**DATA PROVIDED:**
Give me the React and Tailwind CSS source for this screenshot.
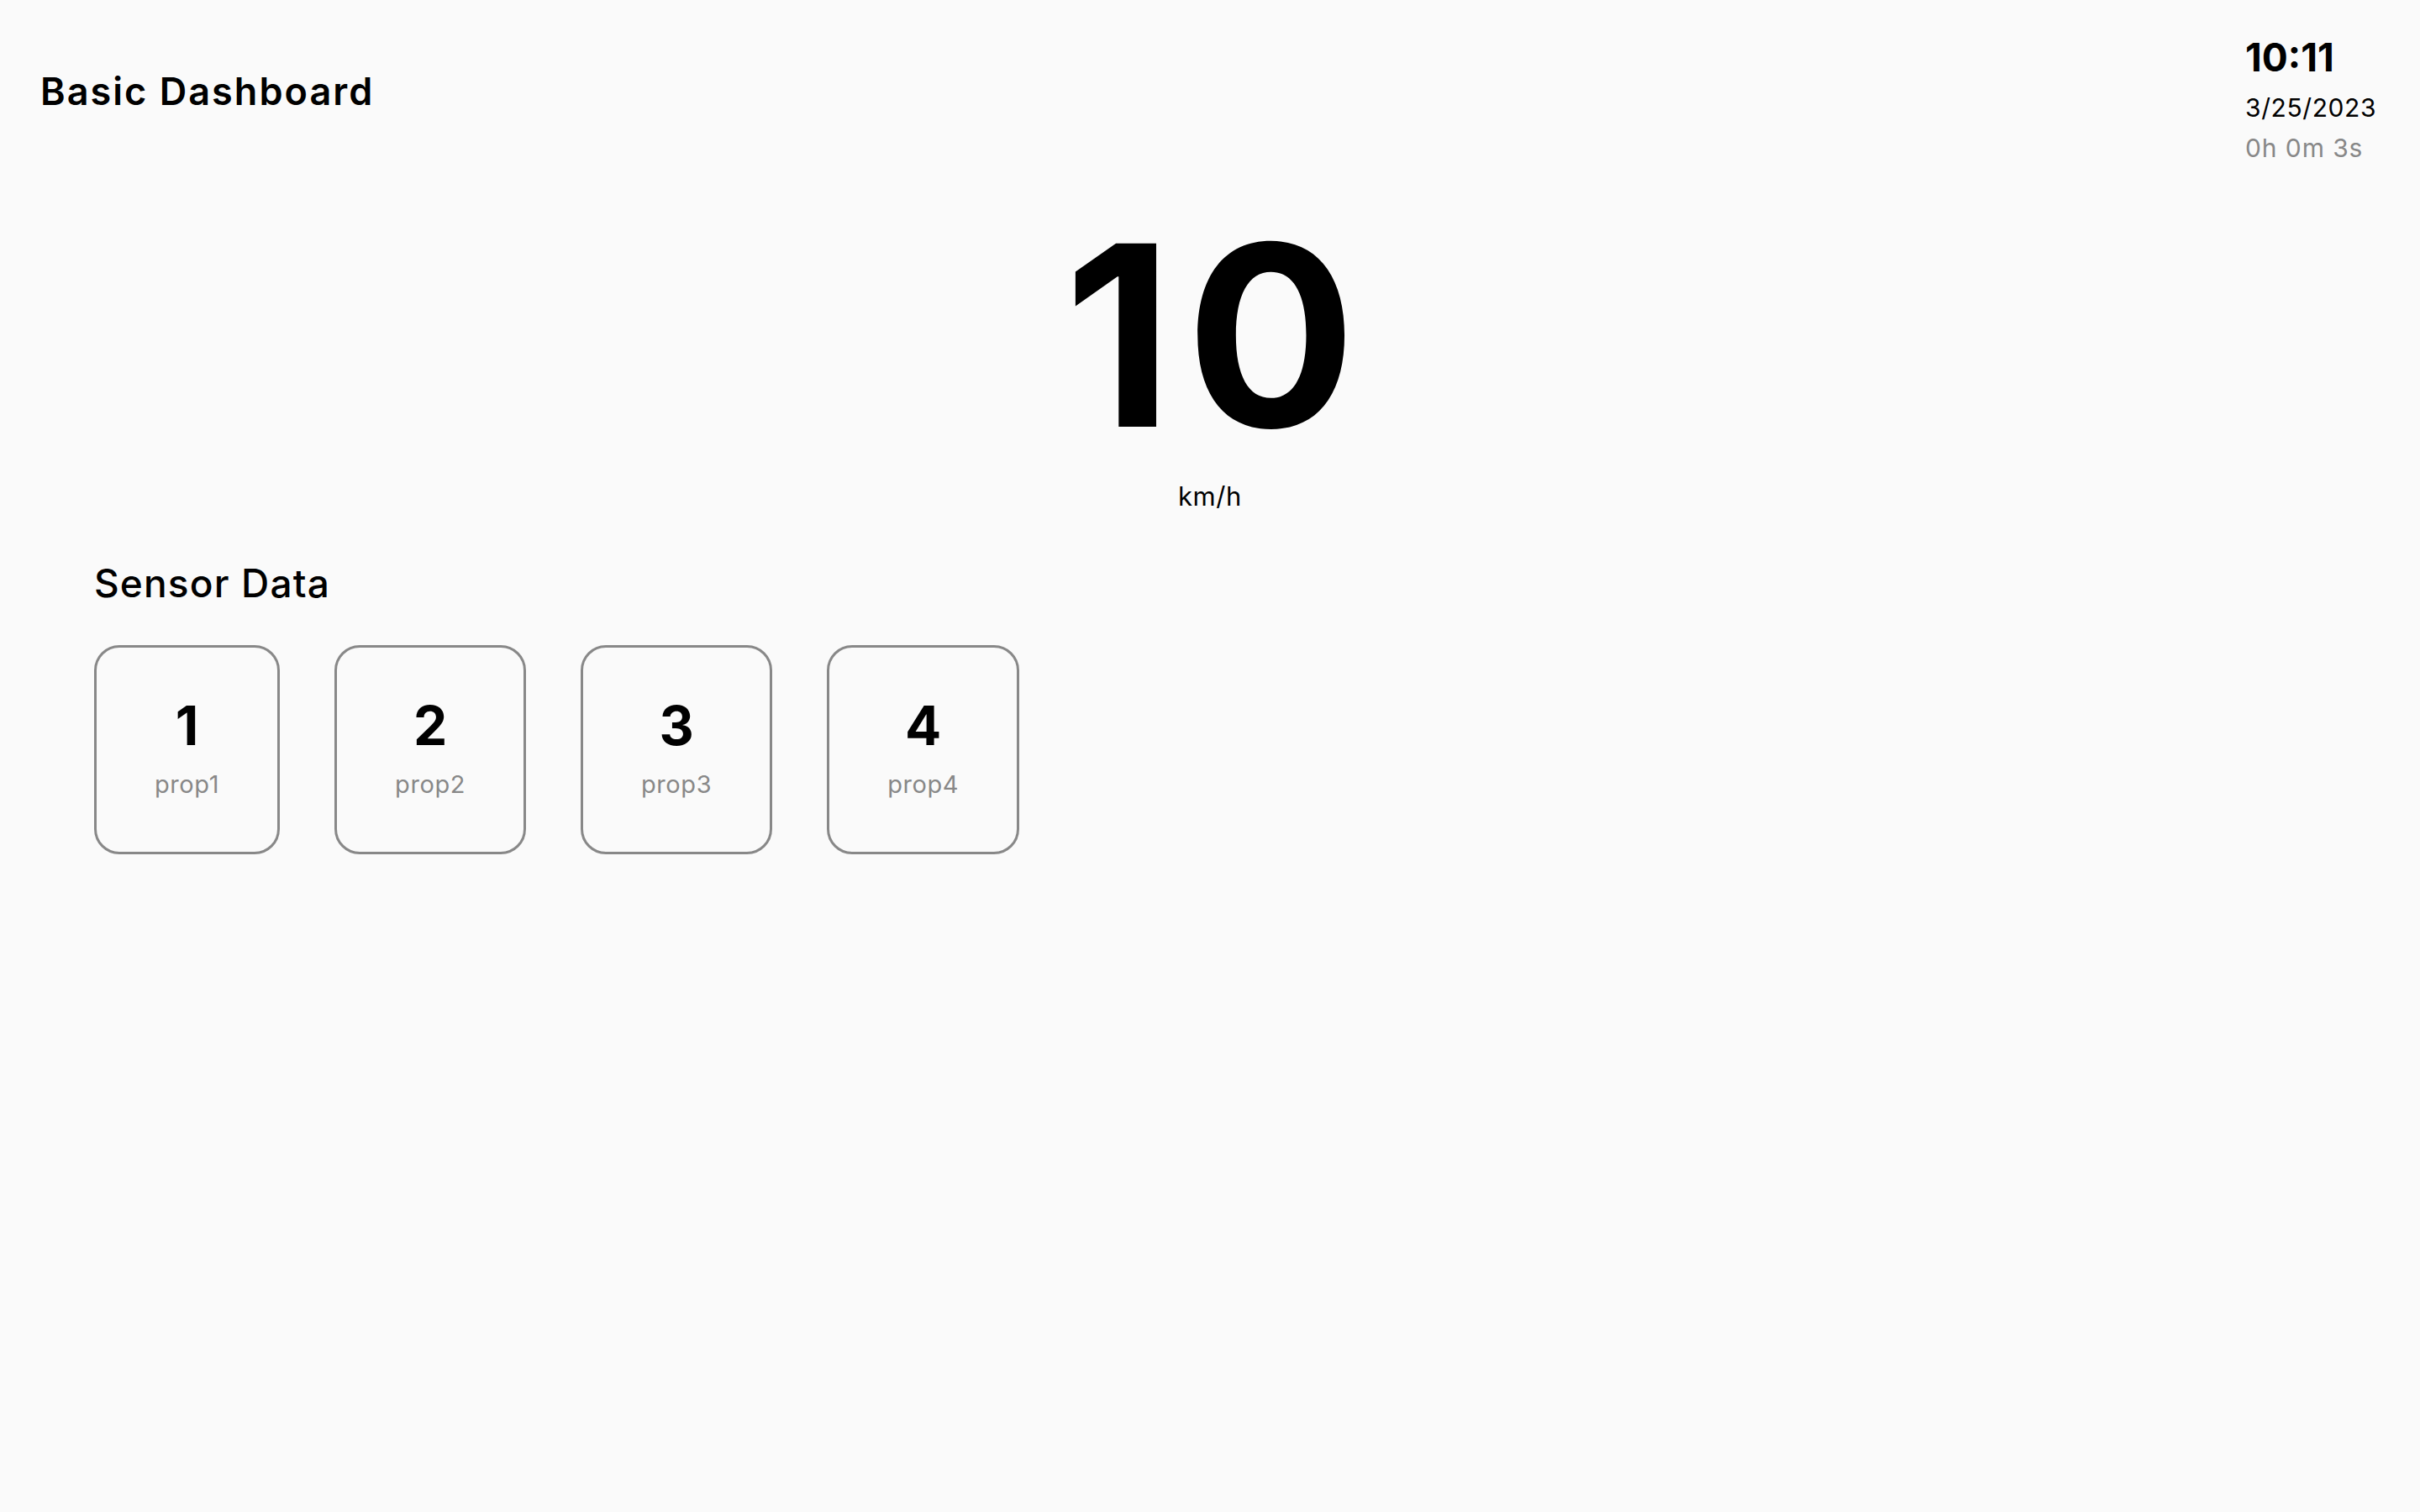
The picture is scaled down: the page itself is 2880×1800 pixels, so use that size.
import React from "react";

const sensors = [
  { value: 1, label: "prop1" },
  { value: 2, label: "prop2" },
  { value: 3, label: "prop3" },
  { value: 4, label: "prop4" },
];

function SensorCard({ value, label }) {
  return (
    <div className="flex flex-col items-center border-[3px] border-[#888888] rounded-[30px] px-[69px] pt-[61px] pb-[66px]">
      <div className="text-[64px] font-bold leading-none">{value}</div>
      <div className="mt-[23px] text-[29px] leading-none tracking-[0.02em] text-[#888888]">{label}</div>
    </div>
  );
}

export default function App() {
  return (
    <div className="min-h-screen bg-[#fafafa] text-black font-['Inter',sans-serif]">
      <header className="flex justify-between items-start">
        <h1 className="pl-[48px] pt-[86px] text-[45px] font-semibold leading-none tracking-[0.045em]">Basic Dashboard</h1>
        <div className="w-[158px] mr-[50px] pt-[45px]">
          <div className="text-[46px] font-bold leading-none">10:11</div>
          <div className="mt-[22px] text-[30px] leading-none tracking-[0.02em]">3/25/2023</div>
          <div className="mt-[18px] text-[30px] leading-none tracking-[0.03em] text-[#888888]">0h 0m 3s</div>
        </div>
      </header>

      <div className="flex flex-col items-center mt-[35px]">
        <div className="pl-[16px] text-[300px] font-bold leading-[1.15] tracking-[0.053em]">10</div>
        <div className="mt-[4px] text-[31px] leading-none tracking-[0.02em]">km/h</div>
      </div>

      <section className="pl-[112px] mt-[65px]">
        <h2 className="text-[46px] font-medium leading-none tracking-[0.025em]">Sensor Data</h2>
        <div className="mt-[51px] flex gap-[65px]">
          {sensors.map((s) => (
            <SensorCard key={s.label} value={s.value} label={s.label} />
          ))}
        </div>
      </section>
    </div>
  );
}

**WRITTEN EXERCISE:** Repeat the material above word for word and skip every image in it.

**TASK SOLUTION:**
Give me the React and Tailwind CSS source for this screenshot.
The picture is scaled down: the page itself is 2880×1800 pixels, so use that size.
import React from "react";

const sensors = [
  { value: 1, label: "prop1" },
  { value: 2, label: "prop2" },
  { value: 3, label: "prop3" },
  { value: 4, label: "prop4" },
];

function SensorCard({ value, label }) {
  return (
    <div className="flex flex-col items-center border-[3px] border-[#888888] rounded-[30px] px-[69px] pt-[61px] pb-[66px]">
      <div className="text-[64px] font-bold leading-none">{value}</div>
      <div className="mt-[23px] text-[29px] leading-none tracking-[0.02em] text-[#888888]">{label}</div>
    </div>
  );
}

export default function App() {
  return (
    <div className="min-h-screen bg-[#fafafa] text-black font-['Inter',sans-serif]">
      <header className="flex justify-between items-start">
        <h1 className="pl-[48px] pt-[86px] text-[45px] font-semibold leading-none tracking-[0.045em]">Basic Dashboard</h1>
        <div className="w-[158px] mr-[50px] pt-[45px]">
          <div className="text-[46px] font-bold leading-none">10:11</div>
          <div className="mt-[22px] text-[30px] leading-none tracking-[0.02em]">3/25/2023</div>
          <div className="mt-[18px] text-[30px] leading-none tracking-[0.03em] text-[#888888]">0h 0m 3s</div>
        </div>
      </header>

      <div className="flex flex-col items-center mt-[35px]">
        <div className="pl-[16px] text-[300px] font-bold leading-[1.15] tracking-[0.053em]">10</div>
        <div className="mt-[4px] text-[31px] leading-none tracking-[0.02em]">km/h</div>
      </div>

      <section className="pl-[112px] mt-[65px]">
        <h2 className="text-[46px] font-medium leading-none tracking-[0.025em]">Sensor Data</h2>
        <div className="mt-[51px] flex gap-[65px]">
          {sensors.map((s) => (
            <SensorCard key={s.label} value={s.value} label={s.label} />
          ))}
        </div>
      </section>
    </div>
  );
}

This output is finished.